3. A democracia – análise do paradigma representativo

Como já dissemos acima, o conceito é a chave-mestra da ciência. É ele quem norteia os princípios básicos de objetividade, categoria imprescindível para a produção do conhecimento científico. Nesse sentido, precisaremos situar a democracia no contexto da discussão do que seja o controle social. Tomaremos por base a lição magistral do constitucionalista Celso Ribeiro Bastos. Observou o autor que toda tipificação implica um problema lógico: um tipo nunca corresponde exatamente a uma dada realidade posto que, para se chegar a tanto, tem dele de desprezar as diversas peculiaridades que individualizam o caso concreto. Mas isso não invalida a importância dos “tipos”, já que ele “presta a servir de instrumento de comparação e, em consequência, de melhor compreensao do fenômeno estatal” (BASTOS, 2004:123).

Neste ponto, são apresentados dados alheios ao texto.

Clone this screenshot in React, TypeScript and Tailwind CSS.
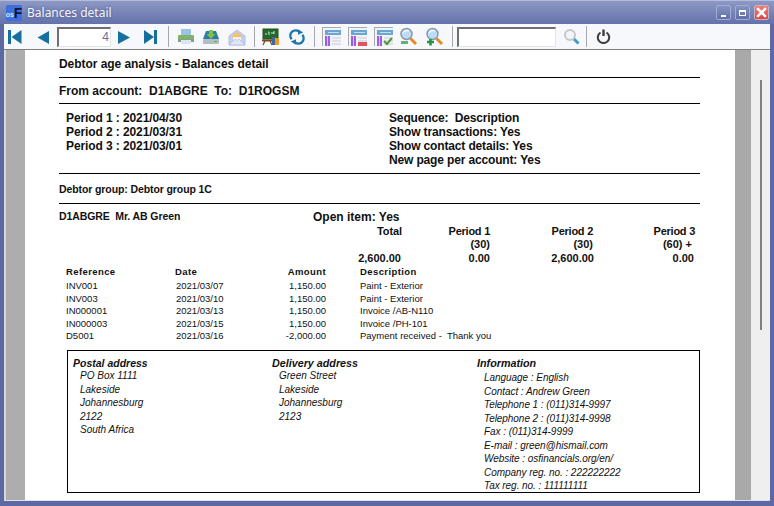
const TX = [
  { ref: "INV001", date: "2021/03/07", amount: "1,150.00", desc: "Paint - Exterior" },
  { ref: "INV003", date: "2021/03/10", amount: "1,150.00", desc: "Paint - Exterior" },
  { ref: "IN000001", date: "2021/03/13", amount: "1,150.00", desc: "Invoice /AB-N110" },
  { ref: "IN000003", date: "2021/03/15", amount: "1,150.00", desc: "Invoice /PH-101" },
  { ref: "D5001", date: "2021/03/16", amount: "-2,000.00", desc: "Payment received -  Thank you" },
];

const POSTAL = ["PO Box 1111", "Lakeside", "Johannesburg", "2122", "South Africa"];
const DELIVERY = ["Green Street", "Lakeside", "Johannesburg", "2123"];
const INFO = [
  "Language : English",
  "Contact : Andrew Green",
  "Telephone 1 : (011)314-9997",
  "Telephone 2 : (011)314-9998",
  "Fax : (011)314-9999",
  "E-mail : green@hismail.com",
  "Website : osfinancials.org/en/",
  "Company reg. no. : 222222222",
  "Tax reg. no. : 111111111",
];

function Sep() {
  return <div className="w-[1px] h-[21px] bg-[#a8a8a8] shrink-0" />;
}

function Slot({ w, children }: { w: number; children?: React.ReactNode }) {
  return (
    <div className="flex items-center justify-center shrink-0 h-full" style={{ width: w }}>
      {children}
    </div>
  );
}

function Nav({ kind }: { kind: "first" | "prev" | "next" | "last" }) {
  const c = "#15709f";
  return (
    <svg width="16" height="16" viewBox="0 0 16 16">
      {kind === "first" && (<><rect x="1" y="1" width="3" height="14" fill={c} /><path d="M14.5 1v14L4.5 8z" fill={c} /></>)}
      {kind === "prev" && <path d="M14 2v13L2.5 8.5z" fill={c} />}
      {kind === "next" && <path d="M2 2v13l12-6.500z" fill={c} />}
      {kind === "last" && (<><rect x="12" y="1" width="3" height="14" fill={c} /><path d="M2 1v14l10-7z" fill={c} /></>)}
    </svg>
  );
}

function Printer() {
  return (
    <svg width="18" height="18" viewBox="0 0 18 18">
      <rect x="4" y="1" width="10" height="7" fill="#9cc3e6" />
      <rect x="1" y="7" width="16" height="5" rx="1" fill="#7fb56a" />
      <rect x="1" y="11" width="16" height="3" fill="#8a9a8c" />
      <rect x="4" y="12" width="10" height="4" fill="#dbe6ee" />
    </svg>
  );
}

function Download() {
  return (
    <svg width="18" height="18" viewBox="0 0 18 18">
      <path d="M1 11 4 3h10l3 8z" fill="#2c7ea8" />
      <rect x="1" y="11" width="16" height="5" rx="1" fill="#b5bdc4" />
      <rect x="12" y="13" width="3" height="1" fill="#5fae45" />
      <path d="M7 2h4v4h2.500L9 11 4.500 6H7z" fill="#7fc241" />
    </svg>
  );
}

function Mail() {
  return (
    <svg width="18" height="18" viewBox="0 0 18 18">
      <path d="M1 8 9 2l8 6v9H1z" fill="#c4cff0" stroke="#a9b4dc" strokeWidth="0.800" />
      <path d="M4 8 9 4l5 4v2H4z" fill="#f3c26f" />
      <path d="M5 9h8v3l-4 2-4-2z" fill="#fbf3e2" />
      <path d="M1 17 7 11l2 1.500 2-1.500 6 6z" fill="#dfe5f8" stroke="#a9b4dc" strokeWidth="0.600" />
    </svg>
  );
}

function Board() {
  return (
    <svg width="18" height="18" viewBox="0 0 18 18">
      <rect x="1" y="1" width="15" height="10" fill="#1e6b2c" stroke="#2e4d20" />
      <path d="M3 6h2M6 4h1v3M9 5h3M12 3v3" stroke="#d6ead0" strokeWidth="1" fill="none" />
      <path d="M0 12h12l-1 1H1zM3 13 1 17M8 13l2 4" stroke="#7b4a1e" strokeWidth="1.200" fill="#7b4a1e" />
      <rect x="12" y="10" width="5" height="7" fill="#e89a26" />
      <rect x="10" y="9" width="3" height="8" fill="#44649c" />
    </svg>
  );
}

function Refresh() {
  return (
    <svg width="16" height="16" viewBox="0 0 18 18" fill="none">
      <path d="M3 11.500A6 6 0 0 1 12 3.500" stroke="#1c76ab" strokeWidth="2.600" />
      <path d="M10.500 0.500 16 4l-6 2.500z" fill="#1c76ab" />
      <path d="M15 6.500A6 6 0 0 1 6 14.500" stroke="#1c76ab" strokeWidth="2.600" />
      <path d="M7.500 17.500 2 14l6-2.500z" fill="#1c76ab" />
    </svg>
  );
}

function View({ mark }: { mark?: "red" | "check" }) {
  return (
    <svg width="19" height="19" viewBox="0 0 19 19">
      <rect x="0" y="0" width="19" height="19" fill="#f2f3f6" />
      <path d="M0 19V0h19v1H1v18z" fill="#aaaaaa" />
      <rect x="3" y="3" width="16" height="5" fill="#68a6d4" />
      <rect x="6" y="5" width="11" height="1" fill="#c9dff0" />
      <rect x="3" y="9" width="5" height="10" fill="#9a5fe6" />
      <rect x="5" y="9" width="1" height="10" fill="#d8c4f6" />
      <rect x="10" y="10" width="9" height="2" fill="#dde0e6" />
      <rect x="10" y="13" width="9" height="2" fill="#dde0e6" />
      <rect x="10" y="16" width="9" height="2" fill="#dde0e6" />
      {mark === "red" && <rect x="10" y="15" width="9" height="4" fill="#e0555f" />}
      {mark === "check" && <path d="M10 14l3 3 5-6" fill="none" stroke="#4f9a3e" strokeWidth="2" />}
    </svg>
  );
}

function Lens({ mark }: { mark: "minus" | "plus" }) {
  return (
    <svg width="19" height="19" viewBox="0 0 19 19">
      <path d="M11.500 11.500 17 17" stroke="#e58a24" strokeWidth="3" />
      <circle cx="7.500" cy="7" r="5.500" fill="#bcdcf6" stroke="#8e9aa6" strokeWidth="1.500" />
      <path d="M4 6a4 3 0 0 1 6-2" stroke="#ffffff" strokeWidth="1.200" fill="none" />
      {mark === "minus" && <rect x="2" y="14" width="7" height="3" fill="#62b277" />}
      {mark === "plus" && <path d="M2 15h7M5.500 12v6.500" stroke="#23944a" strokeWidth="2.600" />}
    </svg>
  );
}

function Search() {
  return (
    <svg width="17" height="17" viewBox="0 0 17 17">
      <path d="M10.500 10.500 15.500 15.500" stroke="#3b9cc8" strokeWidth="3" />
      <circle cx="7" cy="7" r="5" fill="#f4f5f7" stroke="#c4c8cc" strokeWidth="2" />
    </svg>
  );
}

function Power() {
  return (
    <svg width="15" height="15" viewBox="0 0 15 15" fill="none">
      <path d="M4.500 3.500A5.700 5.700 0 1 0 10.500 3.500" stroke="#3c3c3c" strokeWidth="2" />
      <path d="M7.500 0.500v6.500" stroke="#3c3c3c" strokeWidth="2.400" />
    </svg>
  );
}

function AppIcon() {
  return (
    <div className="w-[16px] h-[16px] rounded-[2px] bg-[#3d6fe0] flex items-end justify-center overflow-hidden">
      <span className="text-[7px] leading-[12px] font-bold text-[#dfe8ff]">os</span>
      <span className="text-[14px] leading-[15px] font-bold text-[#14143c]">F</span>
    </div>
  );
}

function WinBtn({ children, close }: { children: React.ReactNode; close?: boolean }) {
  return (
    <div
      className={`w-[15.5px] h-[15px] rounded-[2px] border flex items-center justify-center ${
        close
          ? "border-[#c9b3c4] bg-gradient-to-b from-[#ef7f78] to-[#e0403c]"
          : "border-[#a3acd2] bg-gradient-to-b from-[#8793c1] to-[#616fa8]"
      }`}
    >
      {children}
    </div>
  );
}

function Rule() {
  return <div className="h-[1px] w-[641px] bg-black shrink-0" />;
}

export default function App() {
  return (
    <div className="w-[774px] h-[506px] flex flex-col overflow-hidden bg-[#5c69a3] font-['Liberation_Sans',Arial,sans-serif] text-[#111]">
      {/* Title bar */}
      <div className="h-[24px] shrink-0 flex items-center pl-[6px] pr-[5px] border-t border-[#b4bcdc] bg-gradient-to-b from-[#8d98c4] to-[#6472aa]">
        <AppIcon />
        <span className="ml-[5px] text-[12px] text-[#f4f5fb] font-['Noto_Sans',sans-serif] [text-shadow:0_0_3px_#4a5590]">Balances detail</span>
        <div className="ml-auto flex gap-[3.500px]">
          <WinBtn>
            <div className="w-[5px] h-[2px] bg-white mt-[6px]" />
          </WinBtn>
          <WinBtn>
            <div className="w-[7px] h-[6px] border border-white border-t-2" />
          </WinBtn>
          <WinBtn close>
            <svg width="11" height="11" viewBox="0 0 10 10">
              <path d="M1 1l8 8M9 1 1 9" stroke="#ffffff" strokeWidth="2.400" />
            </svg>
          </WinBtn>
        </div>
      </div>

      {/* Toolbar */}
      <div className="h-[26px] shrink-0 mx-[4px] flex items-center bg-[#f7f8fb] border-b border-[#7f7f7f]">
        <Slot w={22}><Nav kind="first" /></Slot>
        <Slot w={6} />
        <Slot w={22}><Nav kind="prev" /></Slot>
        <div className="w-[54px] h-[20px] shrink-0 ml-[3px] border-2 border-r border-b border-t-[#707070] border-l-[#707070] border-r-[#e4e4e4] border-b-[#e4e4e4] bg-white text-right pr-[1px] text-[12px] leading-[17px] text-[#6a6f9a]">4</div>
        <Slot w={26}><Nav kind="next" /></Slot>
        <Slot w={26}><Nav kind="last" /></Slot>
        <Slot w={5} />
        <Sep />
        <Slot w={4} />
        <Slot w={25}><Printer /></Slot>
        <Slot w={26}><Download /></Slot>
        <Slot w={26}><Mail /></Slot>
        <Slot w={4} />
        <Sep />
        <Slot w={3} />
        <Slot w={26}><Board /></Slot>
        <Slot w={25}><Refresh /></Slot>
        <Slot w={5} />
        <Sep />
        <Slot w={3} />
        <Slot w={26}><View /></Slot>
        <Slot w={26}><View mark="red" /></Slot>
        <Slot w={26}><View mark="check" /></Slot>
        <Slot w={25}><Lens mark="minus" /></Slot>
        <Slot w={26}><Lens mark="plus" /></Slot>
        <Slot w={5} />
        <Sep />
        <div className="w-[99px] h-[20px] shrink-0 ml-[4px] border-2 border-r border-b border-t-[#707070] border-l-[#707070] border-r-[#e4e4e4] border-b-[#e4e4e4] bg-white" />
        <Slot w={30}><Search /></Slot>
        <Sep />
        <Slot w={32}><Power /></Slot>
      </div>

      {/* Preview area */}
      <div className="h-[450px] shrink-0 mx-[4px] flex bg-[#efefef]">
        <div className="w-[2px] bg-[#d8d8d8]" />
        <div className="w-[19px] bg-[#adadad]" />
        <div className="w-[710px] bg-white pl-[34px] flex flex-col overflow-hidden">
          <div className="h-[27px] shrink-0 flex items-center text-[12px] font-bold tracking-[-0.05px]">Debtor age analysis - Balances detail</div>
          <Rule />
          <div className="h-[25px] shrink-0 flex items-center text-[12px] font-bold whitespace-pre">From account:  D1ABGRE  To:  D1ROGSM</div>
          <Rule />
          <div className="h-[69px] shrink-0 pt-[7px] flex text-[12px] leading-[14px] font-bold">
            <div className="w-[330px] pl-[7px] tracking-[-0.1px]">
              <div>Period 1 : 2021/04/30</div>
              <div>Period 2 : 2021/03/31</div>
              <div>Period 3 : 2021/03/01</div>
            </div>
            <div className="whitespace-pre tracking-[-0.15px]">
              <div>Sequence:  Description</div>
              <div>Show transactions: Yes</div>
              <div>Show contact details: Yes</div>
              <div>New page per account: Yes</div>
            </div>
          </div>
          <Rule />
          <div className="h-[29px] shrink-0 pt-[3px] flex items-center text-[10.500px] font-bold tracking-[-0.1px]">Debtor group: Debtor group 1C</div>
          <Rule />
          <div className="h-[20px] shrink-0 pt-[6px] flex items-center">
            <span className="w-[254px] text-[10.500px] font-bold whitespace-pre tracking-[-0.1px]">D1ABGRE  Mr. AB Green</span>
            <span className="text-[12px] font-bold">Open item: Yes</span>
          </div>
          <div className="grid grid-cols-[343px_88px_103px_102px] text-right text-[11px] font-bold">
            <div className="h-[14px] leading-[14px] tracking-[-0.1px]">Total</div>
            <div className="h-[14px] leading-[14px] tracking-[-0.25px]">Period 1</div>
            <div className="h-[14px] leading-[14px] tracking-[-0.25px]">Period 2</div>
            <div className="h-[14px] leading-[14px] tracking-[-0.25px]">Period 3</div>
            <div className="h-[13px] leading-[13px]" />
            <div className="h-[13px] leading-[13px]">(30)</div>
            <div className="h-[13px] leading-[13px]">(30)</div>
            <div className="h-[13px] leading-[13px] pr-[3px]">(60) +</div>
            <div className="h-[14px] leading-[14px] pr-[1px]">2,600.00</div>
            <div className="h-[14px] leading-[14px]">0.00</div>
            <div className="h-[14px] leading-[14px] -mr-[1px]">2,600.00</div>
            <div className="h-[14px] leading-[14px] pr-[1px]">0.00</div>
          </div>
          <div className="grid grid-cols-[109px_103px_48px_auto] pl-[7px] h-[13px] mb-[2px] items-center text-[9.500px] font-bold tracking-[0.4px]">
            <div>Reference</div>
            <div>Date</div>
            <div className="text-right">Amount</div>
            <div className="pl-[34px]">Description</div>
          </div>
          <div className="flex flex-col text-[9.500px]">
            {TX.map((t) => (
              <div key={t.ref} className="grid grid-cols-[110px_100px_50px_auto] pl-[7px] h-[12.500px] leading-[12.500px]">
                <div>{t.ref}</div>
                <div>{t.date}</div>
                <div className="text-right">{t.amount}</div>
                <div className="pl-[34px] whitespace-pre">{t.desc}</div>
              </div>
            ))}
          </div>
          <div className="mt-[7.500px] ml-[8px] w-[633px] h-[143px] shrink-0 border border-black grid grid-cols-[199px_205px_auto] pl-[5px] pt-[6px] italic">
            <div>
              <div className="h-[12px] leading-[12px] text-[10.500px] font-bold">Postal address</div>
              <div className="pl-[7px] text-[10px] leading-[13.500px]">
                {POSTAL.map((l) => <div key={l}>{l}</div>)}
              </div>
            </div>
            <div>
              <div className="h-[12px] leading-[12px] text-[10.750px] font-bold">Delivery address</div>
              <div className="pl-[7px] text-[10px] leading-[13.500px]">
                {DELIVERY.map((l) => <div key={l}>{l}</div>)}
              </div>
            </div>
            <div>
              <div className="h-[14px] leading-[12px] text-[10.750px] font-bold">Information</div>
              <div className="pl-[7px] text-[10px] tracking-[-0.05px] leading-[13.500px]">
                {INFO.map((l) => <div key={l}>{l}</div>)}
              </div>
            </div>
          </div>
        </div>
        <div className="w-[16px] bg-[#a9a9a9]" />
        <div className="w-[19px] flex justify-center pt-[30px]">
          <div className="w-[2px] h-[250px] bg-[#808080]" />
        </div>
      </div>
      <div className="h-[1px] mx-[4px] bg-[#dcdfee] shrink-0" />
    </div>
  );
}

Teria sido os gregos (leia-se, helenos) o primeiro povo a apresentar um modelo genuíno de democracia, já que, etimologicamente, o vocábulo significa “poder ou governo do próprio povo”. Dada a incompatibilidade da democracia grega com a realidade da sociedade do Estado moderno, convém que façamos apenas uma referência àquele paradigma. Não necessitaremos entrar, alhures, na polêmica sobre a viabilidade da democracia direita ou da democracia representativa. Nesse particular, a opinião de Celso Bastos é suficiente, quando diz que:

“ [...] é forçoso reconhecer-se que os problemas atinentes à vida do

Estado tornaram-se muito complexos no mundo moderno implicando conhecimentos de toda sorte: econômicos, sociais, diplomáticos, que na maioria das vezes não estão ao alcance do cidadão comum. Urge então a especialização. Ponto muito observado, também, é o de que as grandes massas não têm condições, se reunidas, de tomar decisões ponderadas e refletidas. A psicologia social já identificou com bastante precisão os fenômenos da despersonalização do indivíduo quando envolvido em movimentos multitudinários. Tudo isso são as razões que apontam no sentido de tronar a democracia a úncia viável na hora atual”. (BASTOS, 2004:131).